Ewolucje na motocyklu potrafią robić wrażenie, pod warunkiem, że są wykonywane przez osoby posiadające uprawnienia oraz umiejętności, by robić to bezpiecznie. W przeciwnym wypadku nietrudno doprowadzić do bardzo groźnych sytuacji, o czym przekonał się 24-letni mieszkaniec gminy Radomsko.

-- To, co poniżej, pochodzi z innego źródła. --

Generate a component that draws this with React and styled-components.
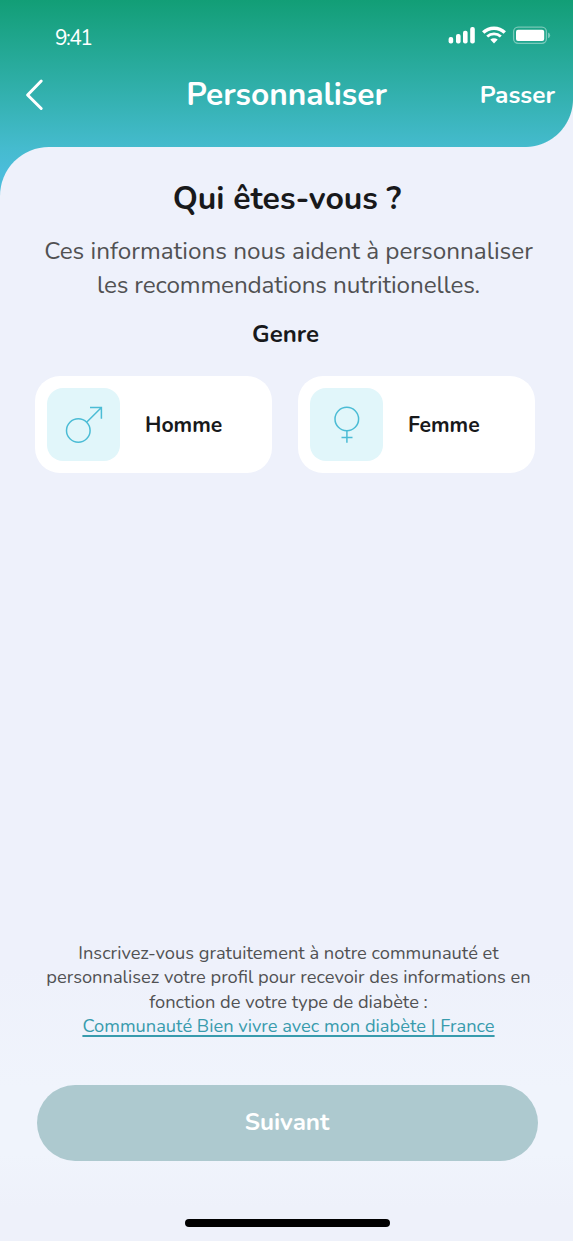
import styled, { createGlobalStyle } from "styled-components";

const GlobalStyle = createGlobalStyle`
  * {
    box-sizing: border-box;
  }
  body {
    margin: 0;
    font-family: "Nunito", "Lato", sans-serif;
    color: #18191b;
  }
`;

const Screen = styled.div`
  display: flex;
  flex-direction: column;
  width: 573px;
  height: 1241px;
  background: linear-gradient(to bottom, #129e76 0, #45bbce 148px, #4bbddb 172px, #4bbddb 210px, #eef1fb 210px);
`;

const StatusBar = styled.div`
  display: flex;
  justify-content: space-between;
  height: 60px;
  padding: 26px 21px 0 55px;
`;

const Time = styled.div`
  font-size: 21px;
  line-height: 24px;
  letter-spacing: -1.6px;
  color: #fff;
`;

const StatusIcons = styled.svg`
  display: block;
  width: 104px;
  height: 20px;
`;

const NavBar = styled.div`
  display: grid;
  grid-template-columns: 1fr auto 1fr;
  align-items: center;
  height: 87px;
  padding: 0 18px 17px 18px;
  color: #fff;
`;

const BackButton = styled.button`
  display: block;
  width: 22px;
  height: 34px;
  margin-left: 6px;
  padding: 0;
  border: none;
  background: none;
  color: inherit;
`;

const NavTitle = styled.h1`
  margin: 0;
  font-size: 31.7px;
  line-height: 40px;
`;

const SkipButton = styled.button`
  justify-self: end;
  padding: 0;
  border: none;
  background: none;
  color: inherit;
  font: 700 24.4px/32px "Nunito", "Lato", sans-serif;
`;

const Content = styled.main`
  position: relative;
  flex: 1;
  display: flex;
  flex-direction: column;
  align-items: center;
  padding: 31px 35px 0 36px;
  border-top-left-radius: 49px;
  background: linear-gradient(to bottom, #eef1fb 75%, #f0f4fc 86%, #f0f4fc 92%, #eef1fa 97%);

  /* rounds off the bottom right corner of the header */
  &::before {
    content: "";
    position: absolute;
    right: 0;
    top: -48px;
    width: 48px;
    height: 48px;
    background: radial-gradient(circle at 0 0, transparent 47.5px, #eef1fb 48.5px);
  }
`;

const Title = styled.h2`
  margin: 0;
  font-size: 32px;
  line-height: 42px;
`;

const Intro = styled.p`
  margin: 14px 0 0;
  padding-left: 3px;
  font-size: 24.3px;
  line-height: 34px;
  text-align: center;
  white-space: nowrap;
  color: #515153;
`;

const IntroEnd = styled.span`
  letter-spacing: -0.14px;
`;

const Label = styled.h3`
  margin: 16px 0 0;
  padding-right: 3px;
  font-size: 24px;
  line-height: 32px;
`;

const Choices = styled.div`
  display: flex;
  align-self: flex-start;
  gap: 26px;
  margin: 26px 0 0 -1px;
`;

const Choice = styled.button`
  display: flex;
  align-items: center;
  gap: 25px;
  width: 237px;
  height: 97px;
  padding: 0 12px;
  border: none;
  border-radius: 25px;
  background: #fff;
  color: inherit;
  font: 700 21.2px/28px "Nunito", "Lato", sans-serif;
`;

const ChoiceIcon = styled.span`
  display: flex;
  width: 73px;
  height: 73px;
  border-radius: 16px;
  background: #e1f6fa;
`;

const Notice = styled.p`
  margin: auto 0 0;
  padding-left: 3px;
  font-size: 18.3px;
  line-height: 24.4px;
  text-align: center;
  white-space: nowrap;
  color: #515153;
`;

const NoticeLink = styled.a`
  color: #389bad;
  text-decoration: underline;
  text-decoration-thickness: 1.5px;
  text-underline-offset: 3px;
`;

const NextButton = styled.button`
  width: 501px;
  height: 76px;
  margin-top: 46.4px;
  padding: 0 0 1px;
  border: none;
  border-radius: 38px;
  background: #adc9cf;
  color: #fff;
  font: 700 24.2px/32px "Nunito", "Lato", sans-serif;
`;

const HomeIndicator = styled.div`
  width: 205px;
  height: 8px;
  margin: 58px 0 14px;
  border-radius: 4px;
  background: #000;
`;

function MaleIcon() {
  return (
    <svg width="73" height="73" viewBox="0 0 73 73" fill="none" stroke="#4bbcd5" strokeWidth="1.5">
      <circle cx="31.3" cy="42.5" r="11.8" />
      <path d="M39.6 34.2 54.2 19.7M43 19.5h11.4v11.2" />
    </svg>
  );
}

function FemaleIcon() {
  return (
    <svg width="73" height="73" viewBox="0 0 73 73" fill="none" stroke="#4bbcd5" strokeWidth="1.5">
      <circle cx="36.8" cy="31" r="11.8" />
      <path d="M36.9 42.8v12M31.5 49.5h11" />
    </svg>
  );
}

export default function App() {
  return (
    <>
      <GlobalStyle />
      <Screen>
        <StatusBar>
          <Time>9:41</Time>
          <StatusIcons viewBox="0 0 104 20">
            <g fill="#fff">
              <rect x="0.6" y="11" width="4.6" height="6.4" rx="2" />
              <rect x="8" y="8" width="4.6" height="9.4" rx="2" />
              <rect x="15" y="4.7" width="4.6" height="12.7" rx="2" />
              <rect x="22.2" y="1" width="4.6" height="16.4" rx="2" />
              <rect x="68" y="3.7" width="28.2" height="11.3" rx="2" />
              <path d="M46 17.4 42.3 13.6c2.2-1.7 5.2-1.7 7.4 0z" />
            </g>
            <g fill="none" stroke="#fff">
              <path d="M35.2 6.6a15.6 15.6 0 0 1 21.6 0" strokeWidth="3.4" />
              <path d="M39.2 10.6a9.9 9.9 0 0 1 13.6 0" strokeWidth="2.8" />
            </g>
            <rect x="65.6" y="1.1" width="32.8" height="16.2" rx="4.5" fill="none" stroke="#fff" strokeWidth="1.3" opacity="0.4" />
            <path d="M100 6.5q2.2.8 2.2 2.9t-2.2 2.9z" fill="#fff" opacity="0.4" />
          </StatusIcons>
        </StatusBar>
        <NavBar>
          <BackButton aria-label="Retour">
            <svg width="22" height="34" viewBox="0 0 22 34" fill="none" stroke="#fff" strokeWidth="3" strokeLinecap="round" strokeLinejoin="round">
              <path d="M17.2 3 3.6 17l13.6 13.5" />
            </svg>
          </BackButton>
          <NavTitle>Personnaliser</NavTitle>
          <SkipButton>Passer</SkipButton>
        </NavBar>
        <Content>
          <Title>Qui êtes-vous ?</Title>
          <Intro>
            Ces informations nous aident à personnaliser
            <br />
            <IntroEnd>les recommendations nutritionelles.</IntroEnd>
          </Intro>
          <Label>Genre</Label>
          <Choices>
            <Choice>
              <ChoiceIcon>
                <MaleIcon />
              </ChoiceIcon>
              Homme
            </Choice>
            <Choice>
              <ChoiceIcon>
                <FemaleIcon />
              </ChoiceIcon>
              Femme
            </Choice>
          </Choices>
          <Notice>
            Inscrivez-vous gratuitement à notre communauté et
            <br />
            personnalisez votre profil pour recevoir des informations en
            <br />
            fonction de votre type de diabète :
            <br />
            <NoticeLink href="#">Communauté Bien vivre avec mon diabète | France</NoticeLink>
          </Notice>
          <NextButton>Suivant</NextButton>
          <HomeIndicator />
        </Content>
      </Screen>
    </>
  );
}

Mężczyzna postanowił zabrać swoją cztery lata młodszą koleżankę na przejażdżkę jednośladem. W pewnym momencie postanowił przyspieszyć i podnieść przednie koło pojazdu do góry. Efekt? 20-letnia mieszkanka miejscowości Kodrąb spadła z siedzenia pasażera i doznała licznych stłuczeń i złamań. Sam kierowca... oddalił się z miejsca zdarzenia, a o całej sytuacji policję powiadomił świadek.
- Około godziny 22.00 w niedzielę, 26 września policjanci zostali poinformowani, że w miejscowości Kietlin w rowie leży młoda dziewczyna, która spadła z motocykla. Chwilę później zgłoszenie zostało potwierdzone — informuje nadkom. Aneta Wlazłowsa z radomszczańskiej policji.

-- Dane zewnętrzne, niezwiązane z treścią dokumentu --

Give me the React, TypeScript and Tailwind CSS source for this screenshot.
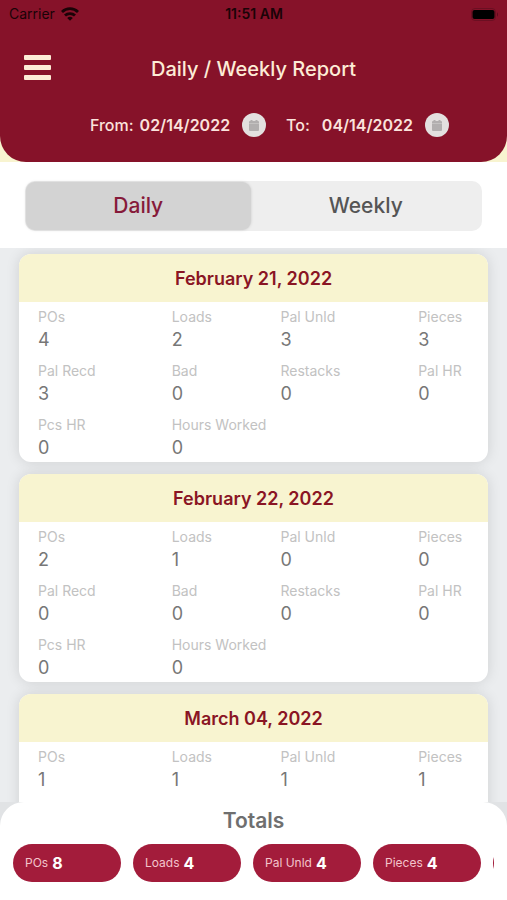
import { useState } from 'react';

type Stat = { label: string; value: number };
type Report = { date: string; values: number[] };

const LABELS = ['POs', 'Loads', 'Pal Unld', 'Pieces', 'Pal Recd', 'Bad', 'Restacks', 'Pal HR', 'Pcs HR', 'Hours Worked'];

const REPORTS: Report[] = [
  { date: 'February 21, 2022', values: [4, 2, 3, 3, 3, 0, 0, 0, 0, 0] },
  { date: 'February 22, 2022', values: [2, 1, 0, 0, 0, 0, 0, 0, 0, 0] },
  { date: 'March 04, 2022', values: [1, 1, 1, 1] },
];

const TOTALS: Stat[] = [
  { label: 'POs', value: 8 },
  { label: 'Loads', value: 4 },
  { label: 'Pal Unld', value: 4 },
  { label: 'Pieces', value: 4 },
];

function WifiIcon() {
  return (
    <svg width="18" height="14" viewBox="0 0 18 14" fill="none" stroke="#1a0307" strokeWidth="2.8" aria-hidden="true">
      <path d="M1 5a11.4 11.4 0 0 1 16 0" />
      <path d="M4 8.6a7.1 7.1 0 0 1 10 0" />
      <path d="M9 13.8 6.2 11a4 4 0 0 1 5.6 0Z" fill="#1a0307" stroke="none" />
    </svg>
  );
}

function BatteryIcon() {
  return (
    <svg width="28" height="13" viewBox="0 0 28 13" aria-hidden="true">
      <rect x="0.5" y="0.5" width="24" height="12" rx="3.5" fill="none" stroke="#6b0f22" />
      <rect x="1.5" y="2" width="22" height="9" rx="2" fill="#000" />
      <path d="M26 4.5c1.3.4 1.3 3.6 0 4Z" fill="#5b0d1d" />
    </svg>
  );
}

function CalendarIcon() {
  return (
    <svg width="10" height="11" viewBox="0 0 10 11" fill="#b2afaf" aria-hidden="true">
      <path d="M1.5 0h2v1h3V0h2v1H9a1 1 0 0 1 1 1v1.2H0V2a1 1 0 0 1 1-1h.5Z" />
      <path d="M0 3.5h10V10a1 1 0 0 1-1 1H1a1 1 0 0 1-1-1Z" />
    </svg>
  );
}

function DateButton({ label }: { label: string }) {
  return (
    <button type="button" aria-label={label} className="flex size-6 items-center justify-center rounded-full bg-[#e3e0df]">
      <CalendarIcon />
    </button>
  );
}

function ReportCard({ date, values }: Report) {
  return (
    <article className="shrink-0 overflow-hidden rounded-xl bg-white shadow-[0_0_14px_rgba(0,0,0,0.12)]">
      <h2 className="bg-[#f8f4d0] pt-px text-center text-lg leading-[47px] font-semibold text-[#8a1524]">{date}</h2>
      <dl className="grid h-40 grid-cols-[134fr_109fr_138fr_70fr] content-start gap-y-2 pt-1 pl-[19px]">
        {values.map((value, i) => (
          <div key={LABELS[i]} className="h-[46px] whitespace-nowrap">
            <dt className="text-sm leading-[22px] text-[#c2c2c2]">{LABELS[i]}</dt>
            <dd className="text-lg leading-6 text-[#777]">{value}</dd>
          </div>
        ))}
      </dl>
    </article>
  );
}

export default function App() {
  const [tab, setTab] = useState('Daily');
  return (
    <div className="flex h-screen flex-col overflow-hidden bg-white font-['Inter','Liberation_Sans',sans-serif]">
      <div className="shrink-0 bg-[#f8f4d0]">
        <header className="rounded-b-[26px] bg-[#861229] pb-[22px]">
          <div className="grid h-7 grid-cols-3 items-center pr-2 pl-[9px] text-sm text-[#1a0307]">
            <span className="flex items-center gap-1.5">
              Carrier <WifiIcon />
            </span>
            <span className="text-center font-semibold">11:51 AM</span>
            <span className="flex justify-end">
              <BatteryIcon />
            </span>
          </div>
          <div className="grid h-[82px] grid-cols-[1fr_auto_1fr] items-center px-6 text-[#fdecd6]">
            <button type="button" aria-label="Open menu" className="mb-1 flex w-[27px] flex-col gap-[5px]">
              <span className="h-[5px] rounded-[1px] bg-[#fdecd6]" />
              <span className="h-[5px] rounded-[1px] bg-[#fdecd6]" />
              <span className="h-[5px] rounded-[1px] bg-[#fdecd6]" />
            </button>
            <h1 className="text-xl font-medium">Daily / Weekly Report</h1>
          </div>
          <div className="flex h-[30px] items-center justify-center gap-5 pl-8 text-base text-[#fbe3dc]">
            <div className="flex items-center gap-3">
              <p className="flex gap-1.5">
                <span className="font-medium">From:</span>
                <time className="font-semibold">02/14/2022</time>
              </p>
              <DateButton label="Choose start date" />
            </div>
            <div className="flex items-center gap-3">
              <p className="flex gap-3">
                <span className="font-medium">To:</span>
                <time className="font-semibold">04/14/2022</time>
              </p>
              <DateButton label="Choose end date" />
            </div>
          </div>
        </header>
      </div>

      <div className="shrink-0 px-[25px] pt-[19px] pb-[17px]">
        <div role="tablist" className="grid h-[50px] grid-cols-[225fr_231fr] rounded-[10px] bg-[#eee] p-px">
          {['Daily', 'Weekly'].map((name) => (
            <button
              key={name}
              type="button"
              role="tab"
              aria-selected={tab === name}
              onClick={() => setTab(name)}
              className={
                tab === name
                  ? 'rounded-[9px] bg-[#d3d3d3] text-[21px] font-medium text-[#861a3a] shadow-[0_0_3px_rgba(0,0,0,0.15)]'
                  : 'rounded-[9px] text-[21px] font-medium text-[#555]'
              }
            >
              {name}
            </button>
          ))}
        </div>
      </div>

      <main className="flex min-h-0 flex-1 flex-col gap-3 overflow-y-auto bg-[#ebedef] px-[19px] pt-1.5 [scrollbar-width:none]">
        {REPORTS.map((report) => (
          <ReportCard key={report.date} {...report} />
        ))}
      </main>

      <div className="shrink-0 bg-[#e1e3e5]">
        <footer className="rounded-t-3xl bg-white px-[13px] pt-1 pb-[18px]">
          <h2 className="text-center text-[21px] leading-[30px] font-semibold text-[#6f6f6f]">Totals</h2>
          <ul className="mt-2 flex gap-3 overflow-x-auto [scrollbar-width:none]">
            {TOTALS.map(({ label, value }) => (
              <li
                key={label}
                className="flex h-[38px] w-[108px] shrink-0 items-center gap-1 rounded-full bg-[#a31c3b] pl-3 text-xs text-[#f3c4cc]"
              >
                {label} <strong className="text-base font-bold text-white">{value}</strong>
              </li>
            ))}
            <li className="h-[38px] w-[108px] shrink-0 rounded-full bg-[#a31c3b]" />
          </ul>
        </footer>
      </div>
    </div>
  );
}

Na miejsce wezwano zespół medyków, który udzielił kobiecie pomocy. Ze względu na liczne obrażenia ciała musiała ona zostać przewieziona do szpitala.

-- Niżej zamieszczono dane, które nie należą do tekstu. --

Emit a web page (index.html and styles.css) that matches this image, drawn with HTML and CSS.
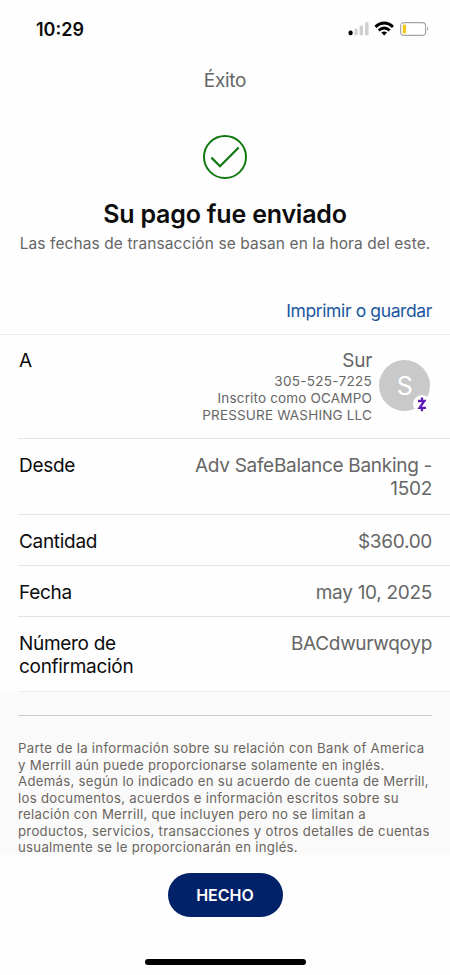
FILE: index.html
```
<!DOCTYPE html>
<html lang="es">
<head>
  <meta charset="UTF-8" />
  <meta name="viewport" content="width=device-width, initial-scale=1.0"/>
  <title>Éxito</title>
  <link rel="stylesheet" href="styles.css">
</head>
<body>

  <div class="status-bar">
    <span class="clock">10:29</span>
    <svg class="status-icons" width="84" height="18" viewBox="0 0 84 18">
      <!-- signal -->
      <rect x="1.6" y="10.6" width="4" height="4.6" rx="1.6" fill="#000"/>
      <rect x="7.4" y="8.6" width="3.2" height="6.6" rx="0.8" fill="#d0d0d0"/>
      <rect x="12.6" y="5.4" width="3.4" height="9.8" rx="0.8" fill="#d0d0d0"/>
      <rect x="18" y="2.2" width="3.6" height="13" rx="0.8" fill="#d0d0d0"/>
      <!-- wifi -->
      <g fill="none" stroke="#000" stroke-width="2.9">
        <path d="M28.4 6.8 Q37.2 -0.8 46 6.8"/>
        <path d="M31.7 10.4 Q37.2 5.4 42.7 10.4"/>
      </g>
      <path d="M34.3 12.6 Q37.2 10.2 40.1 12.6 L37.2 15.4Z" fill="#000"/>
      <!-- battery -->
      <rect x="53.6" y="2.6" width="25" height="12.8" rx="3.4" fill="#fff" stroke="#a4a4a4" stroke-width="1.1"/>
      <rect x="55.7" y="4.5" width="3.4" height="9" rx="1.2" fill="#f3c81c"/>
      <path d="M80 6.8 Q82.4 8.9 80 11Z" fill="#a4a4a4"/>
    </svg>
  </div>

  <header>Éxito</header>

  <main>
    <section class="confirmation">
      <svg class="check" width="46" height="46" viewBox="0 0 46 46" fill="none" stroke="#0f780f">
        <circle cx="23" cy="23" r="21" stroke-width="2"/>
        <path d="M9.4 23.6 L18 32.2 L36.7 13.5" stroke-width="2.2"/>
      </svg>
      <h1>Su pago fue enviado</h1>
      <p class="note">Las fechas de transacción se basan en la hora del este.</p>
    </section>

    <a class="print-link" href="#">Imprimir o guardar</a>

    <div class="details">
      <div class="row recipient">
        <div class="label">A</div>
        <div class="payee">
          <div class="payee-name">Sur</div>
          <div class="payee-phone">305-525-7225</div>
          <div class="payee-info">Inscrito como OCAMPO<br>PRESSURE WASHING LLC</div>
        </div>
        <div class="avatar">S
          <span class="zelle">
            <svg width="10" height="15" viewBox="0 0 10 15" fill="none" stroke="#5f1bb5" stroke-width="2.3">
              <path d="M1 4 H7.4 L2.6 10.8 H9"/>
              <path d="M5 0.6 V4 M5 10.8 V14.2"/>
            </svg>
          </span>
        </div>
      </div>
      <div class="row account">
        <div class="label">Desde</div>
        <div class="value">Adv SafeBalance Banking -<br>1502</div>
      </div>
      <div class="row">
        <div class="label">Cantidad</div>
        <div class="value">$360.00</div>
      </div>
      <div class="row">
        <div class="label">Fecha</div>
        <div class="value">may 10, 2025</div>
      </div>
      <div class="row">
        <div class="label">Número de<br>confirmación</div>
        <div class="value">BACdwurwqoyp</div>
      </div>
    </div>

    <section class="disclosure">
      <p>Parte de la información sobre su relación con Bank of America<br>
      y Merrill aún puede proporcionarse solamente en inglés.<br>
      Además, según lo indicado en su acuerdo de cuenta de Merrill,<br>
      los documentos, acuerdos e información escritos sobre su<br>
      relación con Merrill, que incluyen pero no se limitan a<br>
      productos, servicios, transacciones y otros detalles de cuentas<br>
      usualmente se le proporcionarán en inglés.</p>
    </section>
  </main>

  <footer>
    <button>HECHO</button>
    <div class="home-indicator"></div>
  </footer>

</body>
</html>
```
FILE: styles.css
```
:root {
  --text: #0c0c0c;
  --muted: #666;
  --line: #e4e4e4;
  --link: #1a56a0;
  --navy: #012169;
}

* {
  box-sizing: border-box;
}

body {
  margin: 0;
  height: 975px;
  display: flex;
  flex-direction: column;
  font-family: Inter, 'Liberation Sans', sans-serif;
  color: var(--text);
  background: #fefefe;
  overflow: hidden;
}

.status-bar {
  height: 58px;
  display: flex;
  justify-content: space-between;
  align-items: center;
  padding: 0 19px 0 36px;
}

.clock {
  font-size: 18px;
  font-weight: 600;
}

header {
  height: 44px;
  line-height: 45px;
  text-align: center;
  font-size: 19px;
  color: var(--muted);
  letter-spacing: -0.3px;
}

main {
  height: 752px;
}

.confirmation {
  height: 186px;
  padding-top: 32px;
  display: flex;
  flex-direction: column;
  align-items: center;
}

h1 {
  margin: 18px 0 0;
  font-size: 25px;
  line-height: 32px;
  font-weight: 600;
  letter-spacing: -0.2px;
  white-space: nowrap;
}

.note {
  margin: 4px 0 0;
  font-size: 15.5px;
  line-height: 20px;
  letter-spacing: 0.09px;
  color: var(--muted);
  white-space: nowrap;
}

.print-link {
  display: block;
  height: 46px;
  line-height: 46px;
  padding-right: 18px;
  text-align: right;
  font-size: 17.5px;
  letter-spacing: -0.38px;
  color: var(--link);
  text-decoration: none;
}

.details {
  border-top: 1px solid #eee;
  padding-left: 18px;
}

.row {
  display: flex;
  justify-content: space-between;
  padding: 15px 18px 12px 1px;
  border-bottom: 1px solid var(--line);
  font-size: 19px;
  line-height: 23px;
  letter-spacing: -0.3px;
  white-space: nowrap;
}

.row.account {
  padding-bottom: 14px;
}

.row:last-child {
  padding-bottom: 13px;
  border-color: #eee;
}

.value {
  color: var(--muted);
  text-align: right;
}

.row.recipient {
  height: 104px;
  padding-top: 14px;
}

.payee {
  margin-left: auto;
  text-align: right;
  color: var(--muted);
}

.payee-phone,
.payee-info {
  font-size: 13.5px;
  line-height: 17px;
  letter-spacing: 0.17px;
}

.payee-phone {
  line-height: 18px;
  letter-spacing: 0.3px;
}

.avatar {
  position: relative;
  width: 51px;
  height: 51px;
  margin: 11px 2px 0 7px;
  border-radius: 50%;
  background: #c9c9c9;
  color: #fff;
  font-size: 25px;
  line-height: 52px;
  text-align: center;
}

.zelle {
  position: absolute;
  right: -1px;
  bottom: -2px;
  width: 18px;
  height: 18px;
  border-radius: 50%;
  background: #fefefe;
  display: flex;
  align-items: center;
  justify-content: center;
}

.disclosure {
  height: 163px;
  padding: 23px 18px 0;
  background: #fafafa;
}

.disclosure p {
  margin: 0;
  padding-top: 24px;
  border-top: 1px solid #ccc;
  font-size: 13.2px;
  line-height: 16.5px;
  letter-spacing: 0.29px;
  color: #6a655e;
  white-space: nowrap;
}

footer {
  flex: 1;
  display: flex;
  flex-direction: column;
  align-items: center;
  padding-top: 19px;
}

button {
  width: 115px;
  height: 44px;
  padding: 0;
  border: none;
  border-radius: 22px;
  background: var(--navy);
  color: #fff;
  font-family: inherit;
  font-size: 16px;
  font-weight: 600;
}

.home-indicator {
  width: 161px;
  height: 6px;
  margin-top: 42px;
  border-radius: 3px;
  background: #000;
}
```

Kierowca jednośladu odpowie przed sądem
Mundurowi ustalili dane kierującego motocyklem i wielokrotnie próbowali nawiązać z nim kontakt — jak się okazało, bezskutecznie. Mężczyzna sam postanowił zgłosić się na policję. Już dzień po zdarzeniu stawił się na komendzie wraz ze swoim pełnomocnikiem.
- Mężczyzna został przesłuchany i uprzedzony o odpowiedzialności karnej za swoje niewłaściwe zachowanie. Podczas rozmowy z funkcjonariuszami stwierdził, że nie zauważył jak jego koleżanka spadła z motocykla — dodaje Aneta Wlazłowska.
Na jaw wyszło też, że 24-latek nie posiadał uprawnień do kierowania tego typu pojazdami. Akta sprawy trafią do sądu, który zadecyduje czy zeznania mężczyzny są wiarygodne. Grozi mu nawet do 3 lat pozbawienia wolności.